I started noticing in the 1980s the growing gulf between the country's
thought leaders, as they're called-the political and media class, the
universities-and those living what for lack of a better word we'll call
normal lives on the ground in America. The two groups were agitated by
different things, concerned about different things, had different focuses,
different world views.

But I've never seen the gap wider than it is now. I think it is a chasm. In
Washington they don't seem to be looking around and thinking, Hmmm, this
nation is in trouble, it needs help. They're thinking something else. I'm
not sure they understand the American Dream itself needs a boost, needs
encouragement and protection. They don't seem to know or have a sense of the
mood of the country.

And so they make their moves, manipulate this issue and that, and keep
things at a high boil. And this at a time when people are already in about
as much hot water as they can take.

To take just one example from the past 10 days, the federal government
continues its standoff with the state of Arizona over how to handle illegal
immigration. The point of view of our thought leaders is, in general, that
borders that are essentially open are good, or not so bad. The point of view
of those on the ground who are anxious about our nation's future, however,
is different, more like: "We live in a welfare state and we've just expanded
health care. Unemployment's up. Could we sort of calm down, stop illegal
immigration, and absorb what we've got?" No is, in essence, the answer.

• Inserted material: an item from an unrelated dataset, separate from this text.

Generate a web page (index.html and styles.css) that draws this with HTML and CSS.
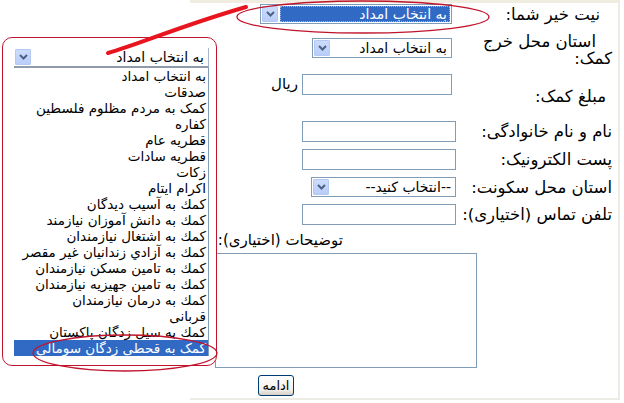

An irony here is that if we stopped the illegal flow and removed the sense
of emergency it generates, comprehensive reform would, in time, follow.
Because we're not going to send the estimated 10 million to 15 million
illegals already here back. We're not going to put sobbing children on a
million buses. That would not be in our nature. (Do our leaders even know
what's in our nature?) As years passed, those here would be absorbed, and
everyone in the country would come to see the benefit of integrating them
fully into the tax system. So it's ironic that our leaders don't do what in
the end would get them what they say they want, which is comprehensive
reform.

When the adults of a great nation feel long-term pessimism, it only makes
matters worse when those in authority take actions that reveal their
detachment from the concerns-even from the essential nature-of their fellow
citizens. And it makes those citizens feel powerless.

Inner pessimism and powerlessness: That is a dangerous combination.